Global Ionosphere Total Electron Content Reconstruction Using VISTA

The ionospheric TEC can be calculated using different delays of two or more transmitted frequencies from the Global Navigation Satellite Systems (GNSS), including GPS. In the GNSS era, the ionospheric TEC provides us an unprecedented opportunity to image the ionosphere plasma content between ground-based receivers and the GNSS satellites. In the recent years, the number of GNSS receivers has increased dramatically and this trend is continuing.

Our TEC map reconstruction model, Video Imputation with SoftImpute, Temporal smoothing and Auxiliary data (VISTA) [Sun et al. 2021], is capable of imputing a time-series of matrices with a large amount of missing values and guarantees both spatial smoothness and temporal consistency, which is very helpful for reconstructing scientific images with non-random missingness, i.e., the TEC maps/videos.

The VISTA method is innovated on top of an existing matrix factorization and imputation completion algorithm, softImpute, with an efficient optimization algorithm. We incorporated auxiliary data, such as spherical harmonic fitted map, and ideas of spatial-temporal smoothness into the existing matrix factorization and imputation model, which results in a novel model that is catered to the special structure of the TEC videos thus giving superior performance for TEC video/map reconstruction. VISTA can not only provide full global-scale maps but also preserve the observed meso-scale ionospheric density structures (e.g., equatorial plasma bubbles, polar cap patch). Examples of applying VISTA to the IGS data with an artificial missing data patch and to the Madrigal TEC data are shown below. More examples can be found in Zou et al., 2021.

We have constructed and completed a global TEC map database using the VISTA algorithm and the database can be accessed freely via UM Deepblue data repository.

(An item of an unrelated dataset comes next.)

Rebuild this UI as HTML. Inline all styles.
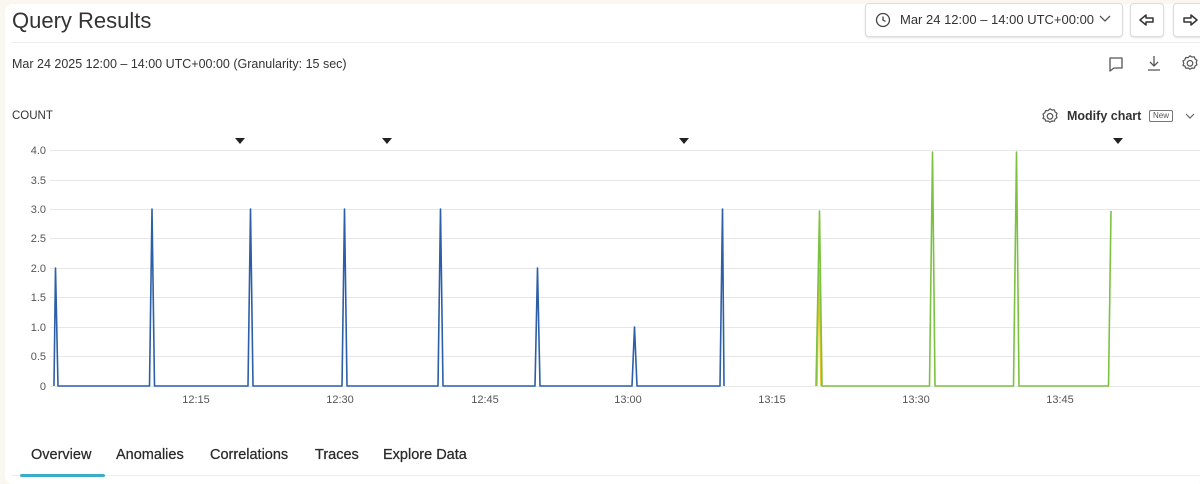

Description of the database can be found in Sun et al. 2023, including the data processing pipeline, discussions on the computational costs, fine tuning of the VISTA algorithm parameters, and validation of the dataset using independent JASON TEC. Discussions on potential usages of the complete TEC database are given, together with a concrete example of applying this database.

Example of imputing the IGS data with temporal patch missingness. (A) IGS data at 2017-09-08 02:15:00 UT. (B) Imputed with softImpute (λ1 = 0.9). (C) Imputed with temporal smoothing (λ1 = 0.9, λ2 = 0.05). (D) 63 ×63 patch missingness. (E) Imputed with spherical harmonics auxliary data (λ1 = 0.9, λ3 = 0.01). (F) Imputed with full model (λ1 = 0.9, λ2 = 0.05, λ3 = 0.01), From Sun et al., 2021.
Example of imputing the Madrigal TEC data. (A) Original median filtered map. (B) Directly use the SH fitted map. (C) Full model imputed map with (λ1, λ2, λ3) = (0.9, 0.2, 0.021). From Sun et al., 2021.
Example of imputing the Madrigal TEC data in the polar region. (A) Original median filtered map. (B) SH fitted map. (C) Imputed with the full VISTA model.